The key with Mackeral is to eat them fresh, they're basically a small tuna, although they're a little more oily.

Personally, I love them, I top, tail and gut them, put them on the BBQ them with some garlic, lemon juice and pepper and eat them fresh. The flesh just falls off the bones. Another way is to eat them like anchovies on toast :-)

They're also very, very good for you, but I do agree they're an acquired taste.

surf_fisher
02-20-2007, 10:36 PM
the mackeral you are refering to at the asian stores and japanese restaurants are frozen from either norway or canada. the macks from the frigid waters of norway are bigger, oily, and better. the ones caught here are smaller and leaner. I fried some up when I caught a few at pacifica last summer. they were ok. it all depends how you prepare them. when you order saba sushi at a restaurant, the saba is pickled. You can also try saba shioyaki.....grilled salted mackeral or saba teriyaki... or saba misoni...mackeral cooked in miso soup. some japanese terms... saba= mackeral..... aji=horse mackeral....sawara=spanish mackeral

hope this helps....

metalmouth
02-21-2007, 09:59 AM
saba teriyaki is my favorite! ;D

realdeal
02-22-2007, 04:36 PM
Can anyone recommend a good party boat for a crab and dab trip in the bay area or monterey? ::)

Toxic_Waste
02-22-2007, 05:05 PM
Randy's Fishing Trips out of Monterey have flatfish trips scheduled every Tuesday, Thursday and Saturday from now, through March and only till Tuesday April 3 and Thursday April 5, then it is salmon season taking over.

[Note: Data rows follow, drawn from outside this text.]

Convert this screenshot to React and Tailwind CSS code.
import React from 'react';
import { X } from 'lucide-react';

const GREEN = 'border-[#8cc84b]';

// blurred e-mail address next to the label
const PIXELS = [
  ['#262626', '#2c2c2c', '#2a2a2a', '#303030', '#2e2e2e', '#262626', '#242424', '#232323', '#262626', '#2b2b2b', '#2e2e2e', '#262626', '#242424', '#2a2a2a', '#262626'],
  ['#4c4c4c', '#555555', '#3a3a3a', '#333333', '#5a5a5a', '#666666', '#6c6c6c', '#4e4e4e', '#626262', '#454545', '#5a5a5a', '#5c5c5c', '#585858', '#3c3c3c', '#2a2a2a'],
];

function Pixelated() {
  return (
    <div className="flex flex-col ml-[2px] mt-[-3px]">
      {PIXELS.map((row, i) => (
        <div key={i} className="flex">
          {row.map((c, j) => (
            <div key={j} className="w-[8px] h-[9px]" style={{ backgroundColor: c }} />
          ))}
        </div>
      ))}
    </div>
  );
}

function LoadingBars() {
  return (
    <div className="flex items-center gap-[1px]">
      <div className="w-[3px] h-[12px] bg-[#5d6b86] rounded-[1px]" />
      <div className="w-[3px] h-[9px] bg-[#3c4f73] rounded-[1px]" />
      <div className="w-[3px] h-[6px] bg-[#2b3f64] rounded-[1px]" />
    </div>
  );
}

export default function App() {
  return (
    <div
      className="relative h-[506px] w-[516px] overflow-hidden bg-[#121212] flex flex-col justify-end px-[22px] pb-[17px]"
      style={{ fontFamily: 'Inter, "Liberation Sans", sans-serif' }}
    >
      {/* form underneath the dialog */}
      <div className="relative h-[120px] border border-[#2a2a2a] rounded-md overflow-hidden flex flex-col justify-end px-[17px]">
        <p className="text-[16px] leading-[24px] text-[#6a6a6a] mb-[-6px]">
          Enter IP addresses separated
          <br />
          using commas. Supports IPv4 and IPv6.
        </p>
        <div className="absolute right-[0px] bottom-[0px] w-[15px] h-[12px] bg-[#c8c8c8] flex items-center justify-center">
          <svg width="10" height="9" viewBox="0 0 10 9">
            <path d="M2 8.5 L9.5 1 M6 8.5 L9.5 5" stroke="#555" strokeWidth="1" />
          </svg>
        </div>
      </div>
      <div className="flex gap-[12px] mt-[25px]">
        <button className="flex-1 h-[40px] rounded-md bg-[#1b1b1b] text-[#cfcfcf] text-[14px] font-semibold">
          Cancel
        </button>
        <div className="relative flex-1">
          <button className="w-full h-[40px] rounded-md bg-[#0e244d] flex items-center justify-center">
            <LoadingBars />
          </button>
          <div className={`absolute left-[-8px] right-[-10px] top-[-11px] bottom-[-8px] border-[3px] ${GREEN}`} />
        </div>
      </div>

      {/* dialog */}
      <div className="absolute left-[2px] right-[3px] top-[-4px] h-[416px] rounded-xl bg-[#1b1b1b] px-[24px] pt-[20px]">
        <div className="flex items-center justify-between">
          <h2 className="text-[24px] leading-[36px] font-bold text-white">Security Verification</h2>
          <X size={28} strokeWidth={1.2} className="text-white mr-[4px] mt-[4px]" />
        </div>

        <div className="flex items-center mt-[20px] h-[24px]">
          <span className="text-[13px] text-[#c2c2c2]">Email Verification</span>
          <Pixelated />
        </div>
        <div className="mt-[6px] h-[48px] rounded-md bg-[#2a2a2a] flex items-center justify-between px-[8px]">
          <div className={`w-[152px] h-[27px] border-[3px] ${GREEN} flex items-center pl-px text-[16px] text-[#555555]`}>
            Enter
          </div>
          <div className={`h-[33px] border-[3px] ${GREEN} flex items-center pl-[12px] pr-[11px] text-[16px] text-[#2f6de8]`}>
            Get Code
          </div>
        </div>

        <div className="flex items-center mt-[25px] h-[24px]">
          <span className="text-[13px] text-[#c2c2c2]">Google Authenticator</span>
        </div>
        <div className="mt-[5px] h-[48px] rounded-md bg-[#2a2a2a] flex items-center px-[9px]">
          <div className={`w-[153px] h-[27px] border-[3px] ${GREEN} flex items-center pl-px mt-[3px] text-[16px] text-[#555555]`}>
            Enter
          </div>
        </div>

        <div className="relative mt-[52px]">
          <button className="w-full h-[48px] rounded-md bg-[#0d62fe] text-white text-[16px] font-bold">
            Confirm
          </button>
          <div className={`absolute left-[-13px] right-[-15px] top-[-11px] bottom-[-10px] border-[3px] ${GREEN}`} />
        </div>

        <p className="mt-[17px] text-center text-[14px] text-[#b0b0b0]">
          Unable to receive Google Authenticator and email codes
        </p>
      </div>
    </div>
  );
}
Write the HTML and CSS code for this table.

They have pulled about 130 dungies outta their traps so far this year, and about 790 dabs, but I really don't know if they are combining the two activities. Their Web site is: http://www.randysfishingtrips.com so maybe you can e-mail them and ask about it.

I like that outfit. Real nice people and crew. And I've never seen them crowd too many people on board. The only problem this time of year, however (besides the unpredictable weather), is whether or not they get enough anglers to make a trip feasible.

I would love a crab'n'dab trip, too.

gmdcdvm
02-23-2007, 08:44 PM
You might want to check with some of the Santa Cruz boats as well. My last issue of WON said they were going out for dabs/macs, and sometimes crabs. Off the top of my head I don't remember which one.